TASK DIRECTIONS: Set down every entry word for word. Omit the pictures.

DATA PROVIDED:
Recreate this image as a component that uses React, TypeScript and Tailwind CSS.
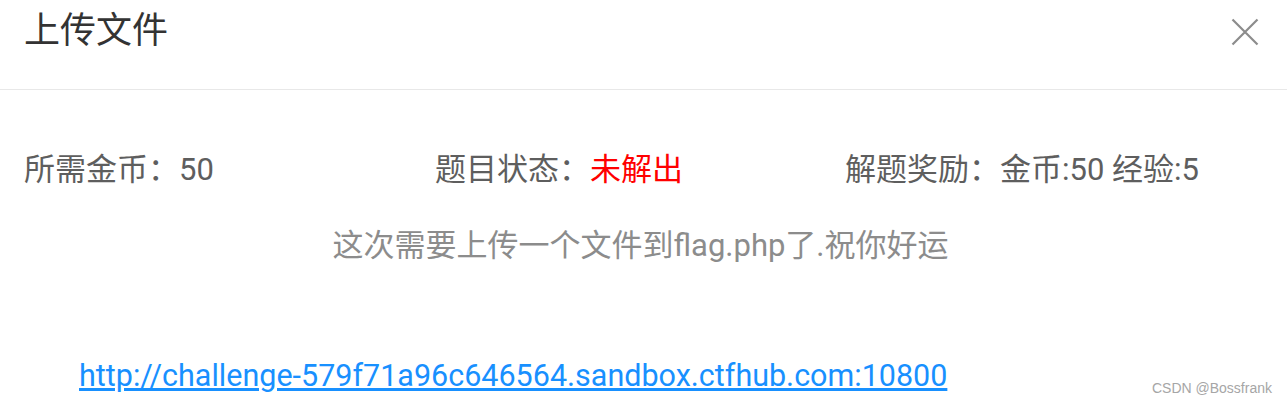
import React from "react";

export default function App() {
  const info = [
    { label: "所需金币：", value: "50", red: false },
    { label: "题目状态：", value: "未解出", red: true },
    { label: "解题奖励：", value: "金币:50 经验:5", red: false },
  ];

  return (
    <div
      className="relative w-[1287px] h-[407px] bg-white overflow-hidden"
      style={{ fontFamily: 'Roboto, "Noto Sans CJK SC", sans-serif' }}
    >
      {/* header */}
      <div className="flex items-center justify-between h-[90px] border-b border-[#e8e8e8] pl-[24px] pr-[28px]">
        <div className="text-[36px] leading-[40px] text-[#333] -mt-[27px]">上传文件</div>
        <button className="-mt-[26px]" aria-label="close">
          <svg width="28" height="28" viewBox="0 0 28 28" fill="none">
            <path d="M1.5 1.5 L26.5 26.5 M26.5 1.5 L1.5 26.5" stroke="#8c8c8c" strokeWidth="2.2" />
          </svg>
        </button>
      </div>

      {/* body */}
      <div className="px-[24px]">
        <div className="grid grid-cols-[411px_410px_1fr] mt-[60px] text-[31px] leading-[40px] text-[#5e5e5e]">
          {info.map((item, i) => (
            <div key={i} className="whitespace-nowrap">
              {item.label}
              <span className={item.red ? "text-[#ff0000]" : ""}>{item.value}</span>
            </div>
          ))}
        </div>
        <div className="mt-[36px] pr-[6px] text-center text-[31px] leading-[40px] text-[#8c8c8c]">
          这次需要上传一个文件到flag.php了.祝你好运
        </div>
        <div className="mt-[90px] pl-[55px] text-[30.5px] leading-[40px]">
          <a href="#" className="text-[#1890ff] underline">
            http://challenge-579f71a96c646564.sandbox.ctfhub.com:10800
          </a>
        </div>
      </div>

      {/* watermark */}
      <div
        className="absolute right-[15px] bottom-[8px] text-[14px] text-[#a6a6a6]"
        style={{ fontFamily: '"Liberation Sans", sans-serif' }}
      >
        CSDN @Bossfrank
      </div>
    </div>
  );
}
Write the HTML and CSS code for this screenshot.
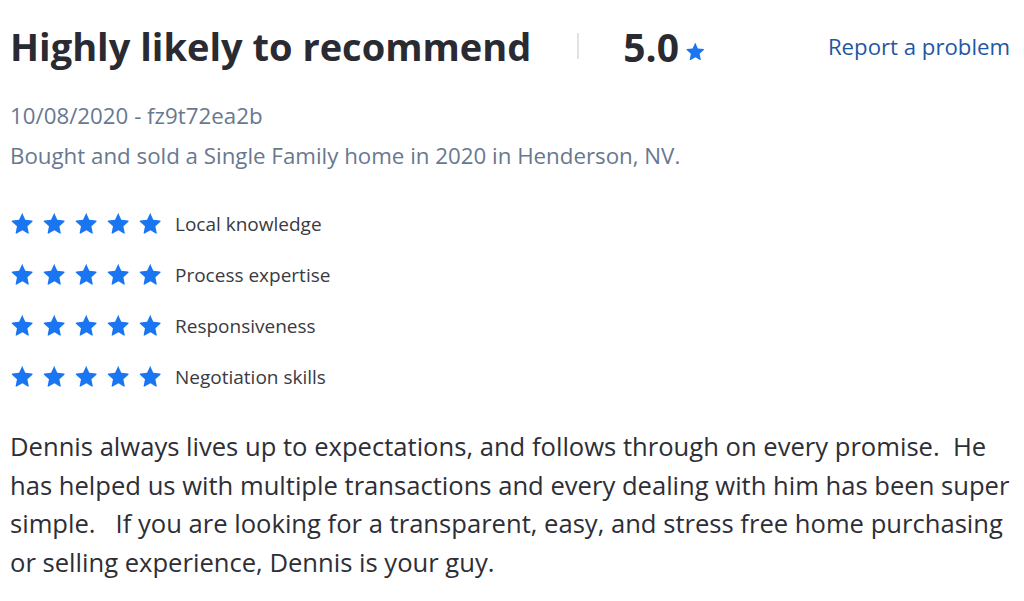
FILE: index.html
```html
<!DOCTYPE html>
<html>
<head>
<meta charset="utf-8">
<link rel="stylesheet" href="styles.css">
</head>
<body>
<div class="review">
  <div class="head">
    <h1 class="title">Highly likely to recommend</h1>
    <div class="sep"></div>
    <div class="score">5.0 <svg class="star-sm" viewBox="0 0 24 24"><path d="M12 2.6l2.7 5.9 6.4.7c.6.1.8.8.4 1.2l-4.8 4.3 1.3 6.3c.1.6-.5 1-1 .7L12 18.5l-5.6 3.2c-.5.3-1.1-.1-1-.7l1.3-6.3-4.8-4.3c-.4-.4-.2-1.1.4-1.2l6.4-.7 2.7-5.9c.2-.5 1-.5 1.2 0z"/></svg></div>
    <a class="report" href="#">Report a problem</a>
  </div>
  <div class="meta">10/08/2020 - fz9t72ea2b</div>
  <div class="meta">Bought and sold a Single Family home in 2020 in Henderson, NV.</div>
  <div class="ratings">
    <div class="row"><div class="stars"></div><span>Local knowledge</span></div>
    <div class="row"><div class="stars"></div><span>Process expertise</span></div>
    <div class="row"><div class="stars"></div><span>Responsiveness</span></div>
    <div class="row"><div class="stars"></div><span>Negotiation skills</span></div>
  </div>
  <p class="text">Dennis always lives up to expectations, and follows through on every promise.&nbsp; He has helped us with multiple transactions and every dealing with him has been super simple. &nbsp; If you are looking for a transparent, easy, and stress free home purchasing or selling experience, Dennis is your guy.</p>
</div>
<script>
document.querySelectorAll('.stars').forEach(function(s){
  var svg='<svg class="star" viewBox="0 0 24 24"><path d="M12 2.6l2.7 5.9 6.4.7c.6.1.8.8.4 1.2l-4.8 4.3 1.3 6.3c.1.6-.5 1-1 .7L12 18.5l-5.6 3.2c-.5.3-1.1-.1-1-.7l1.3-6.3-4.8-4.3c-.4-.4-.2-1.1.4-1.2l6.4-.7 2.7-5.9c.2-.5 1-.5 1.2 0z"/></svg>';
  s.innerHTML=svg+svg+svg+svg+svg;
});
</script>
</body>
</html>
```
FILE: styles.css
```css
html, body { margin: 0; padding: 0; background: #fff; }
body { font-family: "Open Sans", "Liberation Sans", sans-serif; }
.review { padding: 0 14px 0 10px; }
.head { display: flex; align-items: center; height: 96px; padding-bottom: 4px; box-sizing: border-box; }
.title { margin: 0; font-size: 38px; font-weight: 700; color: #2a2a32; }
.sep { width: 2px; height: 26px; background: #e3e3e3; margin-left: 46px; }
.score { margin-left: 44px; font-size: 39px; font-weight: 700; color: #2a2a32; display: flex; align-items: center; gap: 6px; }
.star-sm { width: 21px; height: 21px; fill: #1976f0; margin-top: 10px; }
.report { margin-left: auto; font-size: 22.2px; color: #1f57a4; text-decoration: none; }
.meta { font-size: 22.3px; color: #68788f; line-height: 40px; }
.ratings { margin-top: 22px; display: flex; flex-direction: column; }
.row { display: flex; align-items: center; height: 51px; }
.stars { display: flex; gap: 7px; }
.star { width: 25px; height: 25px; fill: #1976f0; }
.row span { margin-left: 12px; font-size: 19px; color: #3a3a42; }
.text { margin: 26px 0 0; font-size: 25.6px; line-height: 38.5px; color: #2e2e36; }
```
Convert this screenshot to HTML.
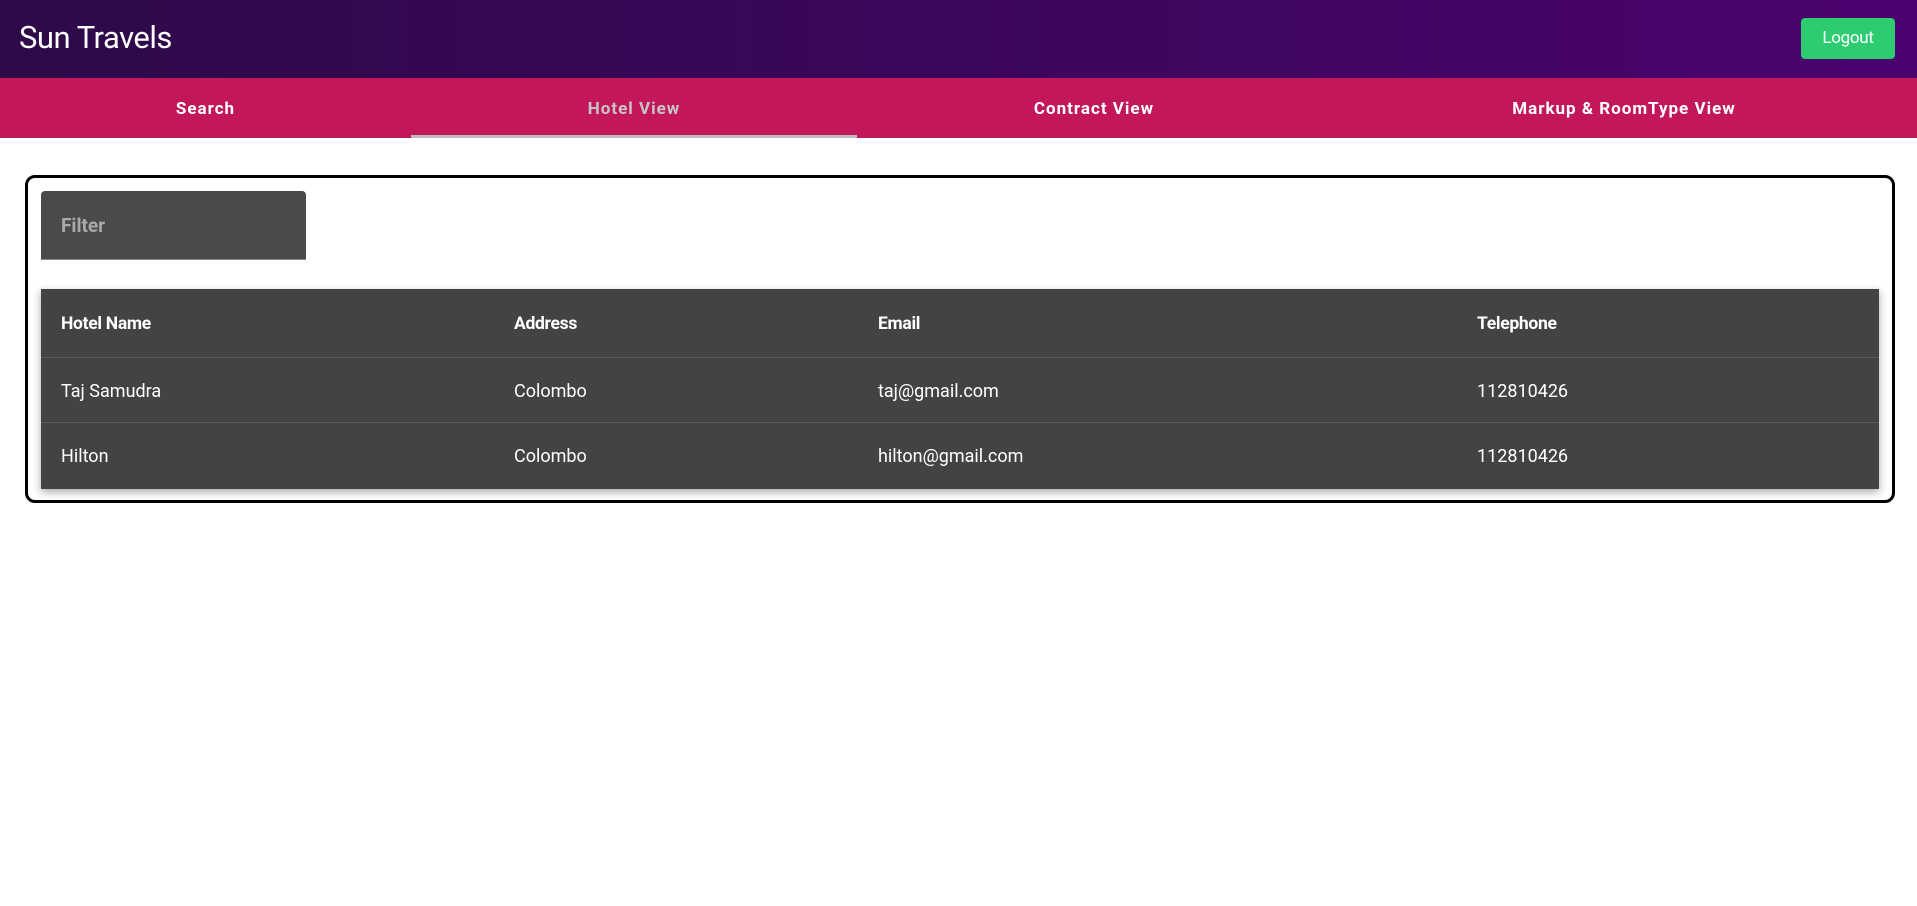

SOLUTION TO THE EXERCISE:
Recreate this image as a component that uses React, TypeScript and Tailwind CSS.
import React from "react";

export default function App() {
  const info = [
    { label: "所需金币：", value: "50", red: false },
    { label: "题目状态：", value: "未解出", red: true },
    { label: "解题奖励：", value: "金币:50 经验:5", red: false },
  ];

  return (
    <div
      className="relative w-[1287px] h-[407px] bg-white overflow-hidden"
      style={{ fontFamily: 'Roboto, "Noto Sans CJK SC", sans-serif' }}
    >
      {/* header */}
      <div className="flex items-center justify-between h-[90px] border-b border-[#e8e8e8] pl-[24px] pr-[28px]">
        <div className="text-[36px] leading-[40px] text-[#333] -mt-[27px]">上传文件</div>
        <button className="-mt-[26px]" aria-label="close">
          <svg width="28" height="28" viewBox="0 0 28 28" fill="none">
            <path d="M1.5 1.5 L26.5 26.5 M26.5 1.5 L1.5 26.5" stroke="#8c8c8c" strokeWidth="2.2" />
          </svg>
        </button>
      </div>

      {/* body */}
      <div className="px-[24px]">
        <div className="grid grid-cols-[411px_410px_1fr] mt-[60px] text-[31px] leading-[40px] text-[#5e5e5e]">
          {info.map((item, i) => (
            <div key={i} className="whitespace-nowrap">
              {item.label}
              <span className={item.red ? "text-[#ff0000]" : ""}>{item.value}</span>
            </div>
          ))}
        </div>
        <div className="mt-[36px] pr-[6px] text-center text-[31px] leading-[40px] text-[#8c8c8c]">
          这次需要上传一个文件到flag.php了.祝你好运
        </div>
        <div className="mt-[90px] pl-[55px] text-[30.5px] leading-[40px]">
          <a href="#" className="text-[#1890ff] underline">
            http://challenge-579f71a96c646564.sandbox.ctfhub.com:10800
          </a>
        </div>
      </div>

      {/* watermark */}
      <div
        className="absolute right-[15px] bottom-[8px] text-[14px] text-[#a6a6a6]"
        style={{ fontFamily: '"Liberation Sans", sans-serif' }}
      >
        CSDN @Bossfrank
      </div>
    </div>
  );
}
Write the HTML and CSS code for this screenshot.
FILE: index.html
```html
<!DOCTYPE html>
<html>
<head>
<meta charset="utf-8">
<link rel="stylesheet" href="styles.css">
</head>
<body>
<div class="review">
  <div class="head">
    <h1 class="title">Highly likely to recommend</h1>
    <div class="sep"></div>
    <div class="score">5.0 <svg class="star-sm" viewBox="0 0 24 24"><path d="M12 2.6l2.7 5.9 6.4.7c.6.1.8.8.4 1.2l-4.8 4.3 1.3 6.3c.1.6-.5 1-1 .7L12 18.5l-5.6 3.2c-.5.3-1.1-.1-1-.7l1.3-6.3-4.8-4.3c-.4-.4-.2-1.1.4-1.2l6.4-.7 2.7-5.9c.2-.5 1-.5 1.2 0z"/></svg></div>
    <a class="report" href="#">Report a problem</a>
  </div>
  <div class="meta">10/08/2020 - fz9t72ea2b</div>
  <div class="meta">Bought and sold a Single Family home in 2020 in Henderson, NV.</div>
  <div class="ratings">
    <div class="row"><div class="stars"></div><span>Local knowledge</span></div>
    <div class="row"><div class="stars"></div><span>Process expertise</span></div>
    <div class="row"><div class="stars"></div><span>Responsiveness</span></div>
    <div class="row"><div class="stars"></div><span>Negotiation skills</span></div>
  </div>
  <p class="text">Dennis always lives up to expectations, and follows through on every promise.&nbsp; He has helped us with multiple transactions and every dealing with him has been super simple. &nbsp; If you are looking for a transparent, easy, and stress free home purchasing or selling experience, Dennis is your guy.</p>
</div>
<script>
document.querySelectorAll('.stars').forEach(function(s){
  var svg='<svg class="star" viewBox="0 0 24 24"><path d="M12 2.6l2.7 5.9 6.4.7c.6.1.8.8.4 1.2l-4.8 4.3 1.3 6.3c.1.6-.5 1-1 .7L12 18.5l-5.6 3.2c-.5.3-1.1-.1-1-.7l1.3-6.3-4.8-4.3c-.4-.4-.2-1.1.4-1.2l6.4-.7 2.7-5.9c.2-.5 1-.5 1.2 0z"/></svg>';
  s.innerHTML=svg+svg+svg+svg+svg;
});
</script>
</body>
</html>
```
FILE: styles.css
```css
html, body { margin: 0; padding: 0; background: #fff; }
body { font-family: "Open Sans", "Liberation Sans", sans-serif; }
.review { padding: 0 14px 0 10px; }
.head { display: flex; align-items: center; height: 96px; padding-bottom: 4px; box-sizing: border-box; }
.title { margin: 0; font-size: 38px; font-weight: 700; color: #2a2a32; }
.sep { width: 2px; height: 26px; background: #e3e3e3; margin-left: 46px; }
.score { margin-left: 44px; font-size: 39px; font-weight: 700; color: #2a2a32; display: flex; align-items: center; gap: 6px; }
.star-sm { width: 21px; height: 21px; fill: #1976f0; margin-top: 10px; }
.report { margin-left: auto; font-size: 22.2px; color: #1f57a4; text-decoration: none; }
.meta { font-size: 22.3px; color: #68788f; line-height: 40px; }
.ratings { margin-top: 22px; display: flex; flex-direction: column; }
.row { display: flex; align-items: center; height: 51px; }
.stars { display: flex; gap: 7px; }
.star { width: 25px; height: 25px; fill: #1976f0; }
.row span { margin-left: 12px; font-size: 19px; color: #3a3a42; }
.text { margin: 26px 0 0; font-size: 25.6px; line-height: 38.5px; color: #2e2e36; }
```
Convert this screenshot to HTML.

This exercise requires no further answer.